Leila Daw was teaching at SIU-Edwardsville. I loved the floating installations she had created for MADCO (Mid-America Dance Company) and was struck by the dynamic interaction between her work and the choreography. When we approached her about creating a visual piece for MTC, she was intrigued by the challenge we posed and asked if she might join us for a day of touring to better understand how we operated.

Leila climbed into the van with us at 6:30 am for a full-day immersion in MTC’s work. As Leila watched, we did what we did every day. We unloaded. Unpacked. Assembled the set and props. Pre-set everything for the start of the show. Coordinated post-performance workshop schedules with the principal. Warmed up individually. Warmed up as a group. Vocalized. Sang through the music. Changed into costumes. Got ready for the performance. Did the show. Changed clothes (again). Taught classroom workshops. Took down the set. Packed it up. Loaded the van. Leila was watching everything and writing copious notes in her journal.   

Later, Leila told us how much she had learned about our operational efficiencies and the time constraints we faced daily. She saw the need for a self-contained production that transformed the school space during our performance yet left no trace when we packed up. She was particularly fascinated by what she observed as we unloaded, unpacked, and set up. Students were captivated by our work – the unloading, carrying, unpacking, building, and assembling the set and propsThat work was the inspiration for her proposal: Leila wanted to design and build an entire modular “world” – set, props, and costumes – that we’d assemble during the unfolding action of the play we’d create around her concept and materials.

It was not at all what we expected, but we jumped at her idea. 

Leila’s set was comprised of hand-crafted ladders, crates, wooden struts, mountain climbing ropes and carabiners, pulleys, casters, wheels, axles, nuts and bolts, and four solid, 9’ beams. In addition to the hard materials, Leila made six large fabric panels that functioned as potential clues, maps, blueprints.  Four were on canvas, the other two on gossamer tobacco cloth. Each was an exquisite, layered painting. The costumes were ordinary work clothes: painter pants, overalls, shirts, jackets – saturated with intense artist dyes. We’d all wear regulation hardhats, of course. Each character had a soft-sculpture lunch box and a bright red scarf.

The story we developed was lean on dialogue but filled with Steven Radeck’s wonderful music, mostly sung acapella.
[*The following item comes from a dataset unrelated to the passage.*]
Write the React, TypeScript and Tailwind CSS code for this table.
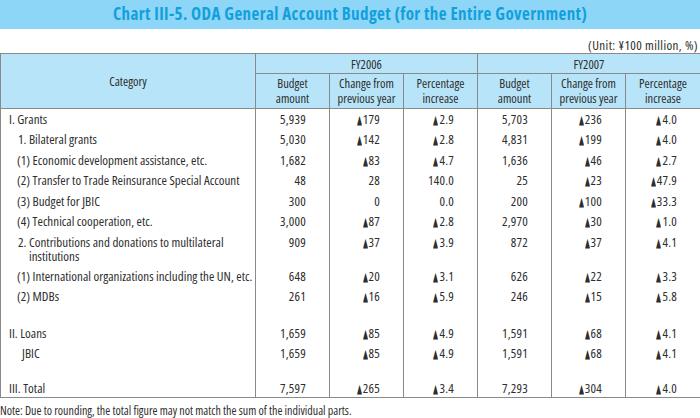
import { Fragment } from 'react';

const rows: { label: string; indent: string; v: string[]; two?: string }[] = [
  { label: 'I. Grants', indent: 'pl-[8px]', v: ['5,939', '▲179', '▲2.9', '5,703', '▲236', '▲4.0'] },
  { label: '1. Bilateral grants', indent: 'pl-[17px]', v: ['5,030', '▲142', '▲2.8', '4,831', '▲199', '▲4.0'] },
  { label: '(1) Economic development assistance, etc.', indent: 'pl-[16px]', v: ['1,682', '▲83', '▲4.7', '1,636', '▲46', '▲2.7'] },
  { label: '(2) Transfer to Trade Reinsurance Special Account', indent: 'pl-[16px]', v: ['48', '28', '140.0', '25', '▲23', '▲47.9'] },
  { label: '(3) Budget for JBIC', indent: 'pl-[16px]', v: ['300', '0', '0.0', '200', '▲100', '▲33.3'] },
  { label: '(4) Technical cooperation, etc.', indent: 'pl-[16px]', v: ['3,000', '▲87', '▲2.8', '2,970', '▲30', '▲1.0'] },
  {
    label: '2. Contributions and donations to multilateral',
    two: 'institutions',
    indent: 'pl-[17px]',
    v: ['909', '▲37', '▲3.9', '872', '▲37', '▲4.1'],
  },
  { label: '(1) International organizations including the UN, etc.', indent: 'pl-[16px]', v: ['648', '▲20', '▲3.1', '626', '▲22', '▲3.3'] },
  { label: '(2) MDBs', indent: 'pl-[16px]', v: ['261', '▲16', '▲5.9', '246', '▲15', '▲5.8'] },
  { label: '', indent: '', v: [] },
  { label: 'II. Loans', indent: 'pl-[8px]', v: ['1,659', '▲85', '▲4.9', '1,591', '▲68', '▲4.1'] },
  { label: 'JBIC', indent: 'pl-[21px]', v: ['1,659', '▲85', '▲4.9', '1,591', '▲68', '▲4.1'] },
  { label: '', indent: '', v: [] },
  { label: 'III. Total', indent: 'pl-[8px]', v: ['7,597', '▲265', '▲3.4', '7,293', '▲304', '▲4.0'] },
];

// minus sign in the source is a small filled triangle
function Num({ value }: { value: string }) {
  if (value.startsWith('▲')) {
    return (
      <>
        <span className="inline-block w-[6px] text-[13px] scale-x-[0.5] origin-left font-['DejaVu_Sans',sans-serif] [font-stretch:normal] tracking-normal">
          ▲
        </span>
        {value.slice(1)}
      </>
    );
  }
  return <>{value}</>;
}

export default function App() {
  const line = 'border-[#8a8a8a]';
  const head = ['Budget|amount', 'Change from|previous year', 'Percentage|increase'];
  return (
    <div className="w-[700px] h-[418px] bg-white text-[#2e2e2e] font-['Open_Sans',sans-serif] [font-stretch:condensed] text-[13px] overflow-hidden">
      {/* Title */}
      <div className="h-[29px] pb-[2px] bg-[#8dd6f7] flex items-center justify-center">
        <h1 className="text-[#12a0dc] font-bold text-[17px] tracking-[0.4px]">
          Chart III-5. ODA General Account Budget (for the Entire Government)
        </h1>
      </div>

      <div className="h-[24px] pt-[9px] leading-[14px] text-right pr-[2px] tracking-[0.4px]">(Unit: ¥100 million, %)</div>

      <table className={`w-[700px] border-collapse table-fixed border ${line}`}>
        <colgroup>
          <col className="w-[255px]" />
          <col className="w-[74px]" />
          <col className="w-[74px]" />
          <col className="w-[74px]" />
          <col className="w-[74px]" />
          <col className="w-[74px]" />
          <col className="w-[75px]" />
        </colgroup>
        <thead className="bg-[#b7e4f8] leading-[15px] text-[12.5px]">
          <tr className="h-[20px]">
            <th rowSpan={2} className={`font-normal border ${line}`}>Category</th>
            <th colSpan={3} className={`font-normal border ${line} pt-[2px]`}>FY2006</th>
            <th colSpan={3} className={`font-normal border ${line} pt-[2px]`}>FY2007</th>
          </tr>
          <tr className="h-[35px]">
            {[0, 1].map((y) => (
              <Fragment key={y}>
                {head.map((h) => (
                  <th key={h} className={`font-normal border ${line} p-0`}>
                    {h.split('|')[0]}
                    <br />
                    {h.split('|')[1]}
                  </th>
                ))}
              </Fragment>
            ))}
          </tr>
        </thead>
        <tbody className="leading-[14px]">
          {rows.map((r, i) => {
            const spacer = r.v.length === 0;
            const h = spacer ? (i === 9 ? 'h-[16px]' : 'h-[14.5px]') : r.two ? 'h-[34px]' : i === 13 ? 'h-[19.5px]' : 'h-[20.5px]';
            return (
              <tr key={i} className={h}>
                <td className={`border-x ${line} ${r.indent} p-0 pt-[3px] align-top whitespace-nowrap tracking-[0.03px]`}>
                  {r.label}
                  {r.two && <div className="pl-[11px]">{r.two}</div>}
                </td>
                {Array.from({ length: 6 }).map((_, j) => (
                  <td key={j} className={`border-x ${line} text-right pr-[23px] pl-0 pt-[3px] align-top tracking-[0.2px]`}>
                    {r.v[j] && <Num value={r.v[j]} />}
                  </td>
                ))}
              </tr>
            );
          })}
        </tbody>
      </table>

      <div className="mt-[5px] text-[12px] leading-[16px]">
        Note: Due to rounding, the total figure may not match the sum of the individual parts.
      </div>
    </div>
  );
}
The plot revolved around characters who show up on a new work site, but then aren’t sure what to do because no one is in charge. Though the site has lots of stuff to build with, there is no plan. Left to their own devices, the six construction workers dig in to figure out what might be done with the materials. They find strange maps with information that says, “You are HERE” and “X marks the spot.” But where is X?

They investigate possibilities with the materials. They assemble things that work. Other efforts fail. Laughter can be a weapon, even when we don’t intend it. Feelings are hurt. Who bears responsibility for that?  Work evolves into increasingly imaginative play. A highwire act in a Circus Big Top. A pirate ship.  A spontaneous puppet show with gloved hands. Finally, they discover a massive blueprint that just might lead to something if they can figure it out. The blueprint is actually a diagram for assembling a tensegrity structure. When the ropes are attached to the ends of the beams in a very precise way, and the final line is tightened with the aid of a double pulley, the structure rises from the floor. Throughout the assembly, all six characters sing a 6-part rhythmic chant that rises with the structure.

Finally, in a thrilling moment that no one could have seen coming, the structure is complete. It stands on its own yet seems to be almost alive. Touch one side, and the other responds. Push it gently, and it rolls over. It pulses!

The magic of this stunning theatrical surprise had nothing to do with smoke and mirrors. It was the result of Leila Daw’s carefully engineered and beautifully fabricated materials. Our part each day was the real work of precise assembly – work that our audiences were part of in real time. All the pieces came together, quite literally. 

Set Up inspired young people to see how work and play collide when we dig in to explore multiple possibilities. They witnessed the messiness of collaboration and saw results that knocked their socks off. “What was that thing you made?” they wanted to know. Their curiosity opened the door for all kinds of learning about dynamic structures: suspension bridges, geodesic domes like our Climatron at the Missouri Botanical Garden, the Gateway Arch that is designed to move. And then, by extension, the dynamic push/pull of long-lasting friendships, responsive communities, democracies.

Leila Daw gave us much more than a set. She gave us a springboard.